Squeak-dev digest, Vol 1 #216 - 20 msgs

Ken Kahn kenkahn at toontalk.com
Fri Oct 19 16:13:02 UTC 2001


Alan Kay wrote:
>
> This is pretty much how Playground (the kids' programming system we
> made (mainly Scott Wallace starting with a framework built by Jay
> Fenton) for the Vivarium project) worked as well -- though I'm sure
> it wasn't as clean as Ken's stuff (this is why I'm trying to convince
> him to put some of his ideas into Squeak).
>
> Playground was kind of a generalized event-driven system that had
> objects which were kind of like a collection of generalized
> spreadsheet cells, completely concurrent, etc.
>       This gave the kids state of objects to look at, but not
> call/return. Every value was a thread.
>

I just reread (for the third time in 12 years) the OOPSLA89 paper on
Playground.

http://portal.acm.org/citation.cfm?id=74891&coll=portal&dl=ACM&CFID=292547&C
FTOKEN=54781325

It is full of good ideas but AFAIK the ability of objects to communicate was
very impoverished. It seems they mostly interacted via the Playfield - a
planar surface where objects live. This is great for some purposes but is
too limitted in my mind.
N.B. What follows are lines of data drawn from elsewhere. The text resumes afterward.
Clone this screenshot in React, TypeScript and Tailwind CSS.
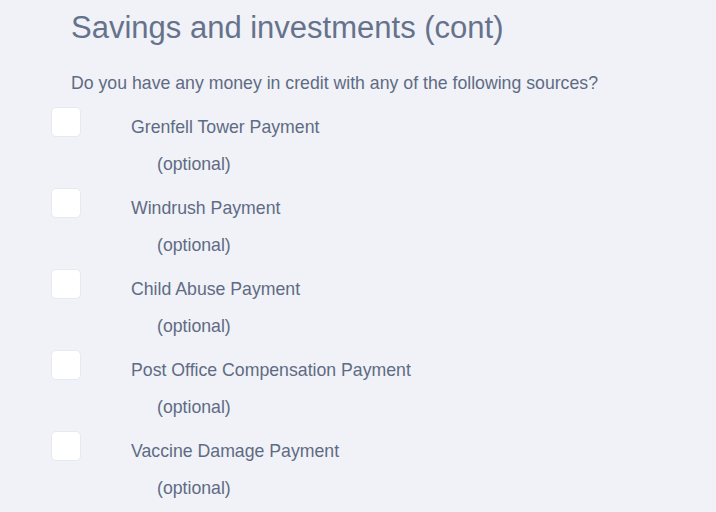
const sources = [
  "Grenfell Tower Payment",
  "Windrush Payment",
  "Child Abuse Payment",
  "Post Office Compensation Payment",
  "Vaccine Damage Payment",
];

export default function App() {
  return (
    <div
      className="min-h-screen bg-[#f0f2f7] pl-[51px] pt-[10px] text-[#5f6b84]"
      style={{ fontFamily: '"Liberation Sans", Arial, sans-serif' }}
    >
      {/* Heading */}
      <h1 className="ml-5 text-[31px] leading-[36px] text-[#66728c]">Savings and investments (cont)</h1>

      <p className="ml-5 mt-[25px] text-[17.7px] leading-6">
        Do you have any money in credit with any of the following sources?
      </p>

      {/* Checkbox list */}
      <div className="mt-[12px] flex flex-col">
        {sources.map((s) => (
          <label key={s} className="flex h-[81px] items-start gap-[50px]">
            <span className="block h-[30px] w-[30px] shrink-0 rounded-[5px] border border-[#e6e9ef] bg-white" />
            <span className="flex flex-col pt-[8px]">
              <span className="text-[17.7px] leading-6">{s}</span>
              <span className="ml-[26px] mt-[13px] text-[17.7px] leading-6">(optional)</span>
            </span>
          </label>
        ))}
      </div>
    </div>
  );
}
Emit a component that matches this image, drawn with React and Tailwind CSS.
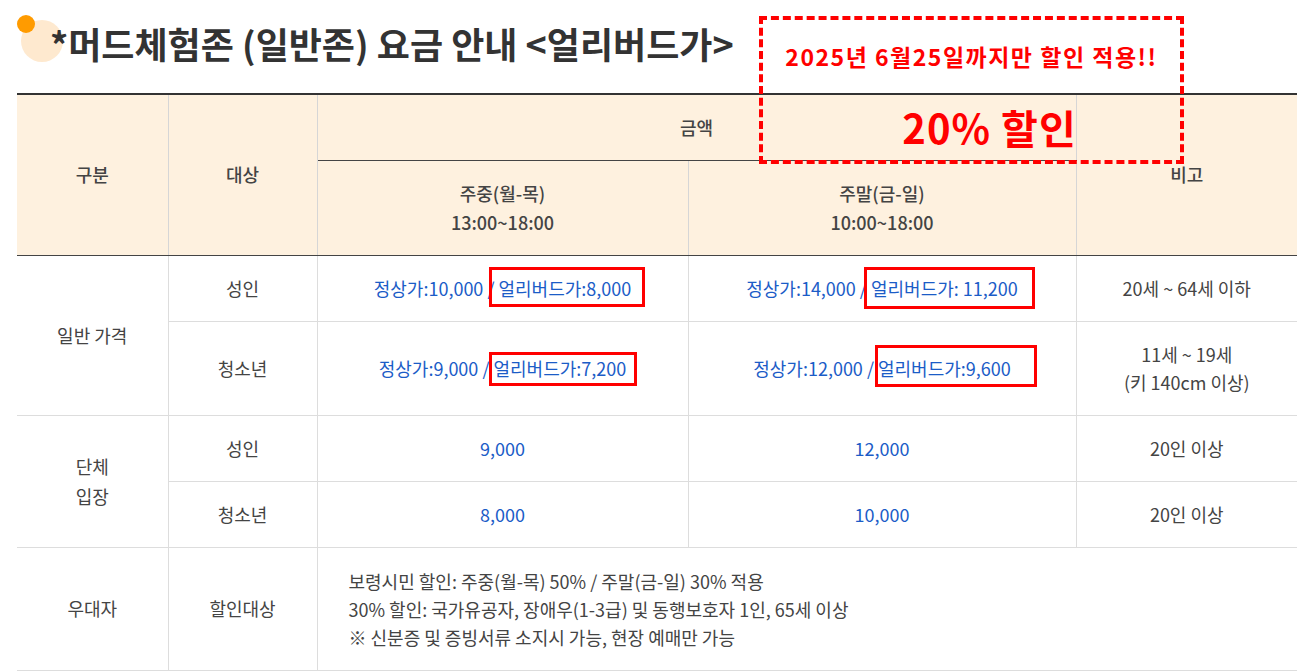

Objects could also signal events and others could
sense those events but it didn't seem as if this was a general message
passing facility. (The paper provides too few details on event signalling to
really see how general it was.)  Also it didn't seem to support strong
encapsulation - an object could inspect the internals of other objects.

What I want is a Playground-like system with real message sending,
encapsulation, and removal of the limitation to only graphical objects.